To check that the Input Gateway works you can use the General endpoint to process some test data. You can use the cUrl:

curl -X POST https://{IP_ADDRESS_OF_CLUSTER}/dev/input-gateway/general/test -H 'Content-Type: application/json' -d '{ "message": "Hello World!" }'

Then you can see in the RabbitMQ the message in the queue dataplatform.general.import was processed and the test data was saved in the MongoDB collection general_test.

Output (Output Gateway)

To check that the Output Gateway is running you can send the health check request on the endpoint https://{IP_ADDRESS_OF_CLUSTER}/dev/output-gateway/health-check.

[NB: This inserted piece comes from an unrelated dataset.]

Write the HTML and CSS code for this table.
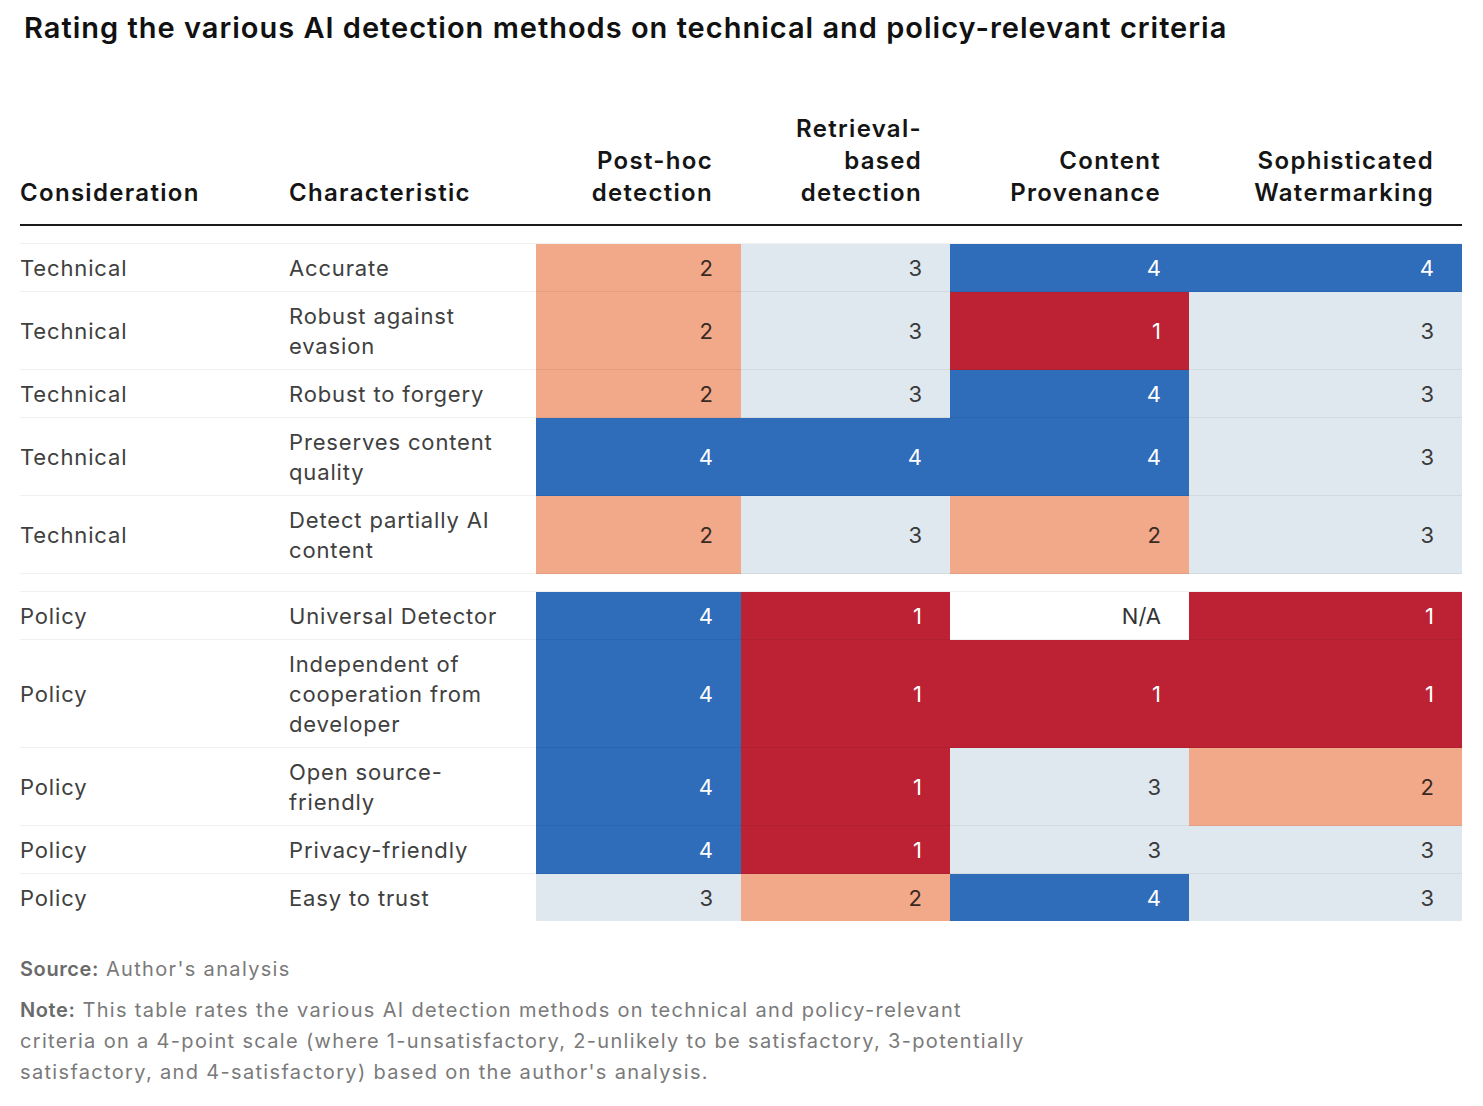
FILE: index.html
```html
<!DOCTYPE html>
<html lang="en">
<head>
<meta charset="utf-8">
<title>Rating AI detection methods</title>
<link rel="stylesheet" href="styles.css">
</head>
<body>
<h1 class="title">Rating the various AI detection methods on technical and policy-relevant criteria</h1>
<table class="ratings">
  <colgroup>
    <col class="c-cons"><col class="c-char"><col class="c-post"><col class="c-retr"><col class="c-prov"><col class="c-water">
  </colgroup>
  <thead>
    <tr>
      <th class="h-left">Consideration</th>
      <th class="h-left">Characteristic</th>
      <th class="h-num">Post-hoc<br>detection</th>
      <th class="h-num">Retrieval-<br>based<br>detection</th>
      <th class="h-num">Content<br>Provenance</th>
      <th class="h-num">Sophisticated<br>Watermarking</th>
    </tr>
  </thead>
  <tbody>
    <tr class="spacer"><td colspan="6"></td></tr>
    <tr><td>Technical</td><td>Accurate</td><td class="s2">2</td><td class="s3">3</td><td class="s4">4</td><td class="s4">4</td></tr>
    <tr><td>Technical</td><td>Robust against<br>evasion</td><td class="s2">2</td><td class="s3">3</td><td class="s1">1</td><td class="s3">3</td></tr>
    <tr><td>Technical</td><td>Robust to forgery</td><td class="s2">2</td><td class="s3">3</td><td class="s4">4</td><td class="s3">3</td></tr>
    <tr><td>Technical</td><td>Preserves content<br>quality</td><td class="s4">4</td><td class="s4">4</td><td class="s4">4</td><td class="s3">3</td></tr>
    <tr><td>Technical</td><td>Detect partially AI<br>content</td><td class="s2">2</td><td class="s3">3</td><td class="s2">2</td><td class="s3">3</td></tr>
    <tr class="spacer"><td colspan="6"></td></tr>
    <tr><td>Policy</td><td>Universal Detector</td><td class="s4">4</td><td class="s1">1</td><td class="na">N/A</td><td class="s1">1</td></tr>
    <tr><td>Policy</td><td>Independent of<br>cooperation from<br>developer</td><td class="s4">4</td><td class="s1">1</td><td class="s1">1</td><td class="s1">1</td></tr>
    <tr><td>Policy</td><td>Open source-<br>friendly</td><td class="s4">4</td><td class="s1">1</td><td class="s3">3</td><td class="s2">2</td></tr>
    <tr><td>Policy</td><td>Privacy-friendly</td><td class="s4">4</td><td class="s1">1</td><td class="s3">3</td><td class="s3">3</td></tr>
    <tr><td>Policy</td><td>Easy to trust</td><td class="s3">3</td><td class="s2">2</td><td class="s4">4</td><td class="s3">3</td></tr>
  </tbody>
</table>
<div class="footnotes">
  <p class="source"><b class="label">Source:</b> Author's analysis</p>
  <p class="note"><b class="label">Note:</b> This table rates the various AI detection methods on technical and policy-relevant<br>criteria on a 4-point scale (where 1-unsatisfactory, 2-unlikely to be satisfactory, 3-potentially<br>satisfactory, and 4-satisfactory) based on the author's analysis.</p>
</div>
</body>
</html>
```

FILE: styles.css
```css
html, body {
  background: #ffffff;
}
body {
  margin: 10px 21px 0 20px;
  font-family: Inter, "Noto Sans", "Liberation Sans", sans-serif;
  color: #333333;
}
.title {
  margin: 0 0 0 4px;
  font-size: 29px;
  line-height: 36px;
  font-weight: 600;
  color: #111111;
  letter-spacing: 1px;
  white-space: nowrap;
}
.ratings {
  margin-top: 55px;
  width: 1442px;
  border-collapse: collapse;
  table-layout: fixed;
}
.c-cons { width: 269px; }
.c-char { width: 247px; }
.c-post { width: 205px; }
.c-retr { width: 209px; }
.c-prov { width: 239px; }
.c-water { width: 273px; }

.ratings thead th {
  font-size: 24px;
  line-height: 32px;
  font-weight: 600;
  color: #151515;
  letter-spacing: 1.3px;
  vertical-align: bottom;
  padding: 12px 28px 15px 0;
  border-bottom: 2px solid #1a1a1a;
}
.ratings thead th.h-left {
  text-align: left;
  padding-left: 0;
}
.ratings thead th.h-num {
  text-align: right;
}
.ratings tbody td {
  font-size: 22px;
  line-height: 30px;
  padding: 9px 0 8px 0;
  border-top: 1px solid rgba(0, 0, 0, 0.06);
  vertical-align: middle;
  color: #404040;
  letter-spacing: 0.85px;
}
.ratings tbody tr.spacer td {
  padding: 0;
  height: 17px;
  line-height: 0;
  font-size: 0;
}
.ratings tbody tr.spacer:first-child td {
  border-top: none;
}
.ratings tbody td.s1,
.ratings tbody td.s2,
.ratings tbody td.s3,
.ratings tbody td.s4,
.ratings tbody td.na {
  text-align: right;
  padding-right: 28px;
  letter-spacing: 0;
}
.s1 {
  background: #bc2233;
  color: #ffffff !important;
}
.s2 {
  background: #f1a98a;
  color: #3a2a24 !important;
}
.s3 {
  background: #e0e8ef;
  color: #3a3a3a !important;
}
.s4 {
  background: #2f6cba;
  color: #ffffff !important;
}
.na {
  background: #ffffff;
  color: #333333 !important;
}
.footnotes {
  margin-top: 33px;
  color: #7a7a7a;
  font-size: 20px;
  line-height: 31px;
  letter-spacing: 1.33px;
  white-space: nowrap;
}
.footnotes p {
  margin: 0;
}
.footnotes .label {
  font-weight: 600;
  color: #6a6a6a;
  letter-spacing: 0.6px;
}
.source {
  margin-bottom: 10px !important;
}
```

To send the request you can use cUrl, curl -X GET https://{IP_ADDRESS_OF_CLUSTER}/dev/output-gateway/health-check.

To check that the Output Gateway works you can use e.g. the City Districts endpoint to get some data. You can use cUrl:

curl -X GET http://{IP_ADDRESS_OF_CLUSTER}/dev/output-gateway/citydistricts
Warning: the `/dev/` routes for Input and Output gateways are direct access to the services APIs and should be use only for testing. In production environment, the access to gateways should go through a security layer (e.g. Permission Proxy) with explicitly granted access to individual endpoints.

Monitoring

TBD

How run project on bare metal

Prerequisites

  1. Virtual machine with SSH access and root privileges.

3rd party software

For some of the next software you have to create users with proper access rights and then setup it in each module. How to setup credentials is described in each module.

Setup relational databases

Module installation

Installation and setup of each module is described in repository of that module.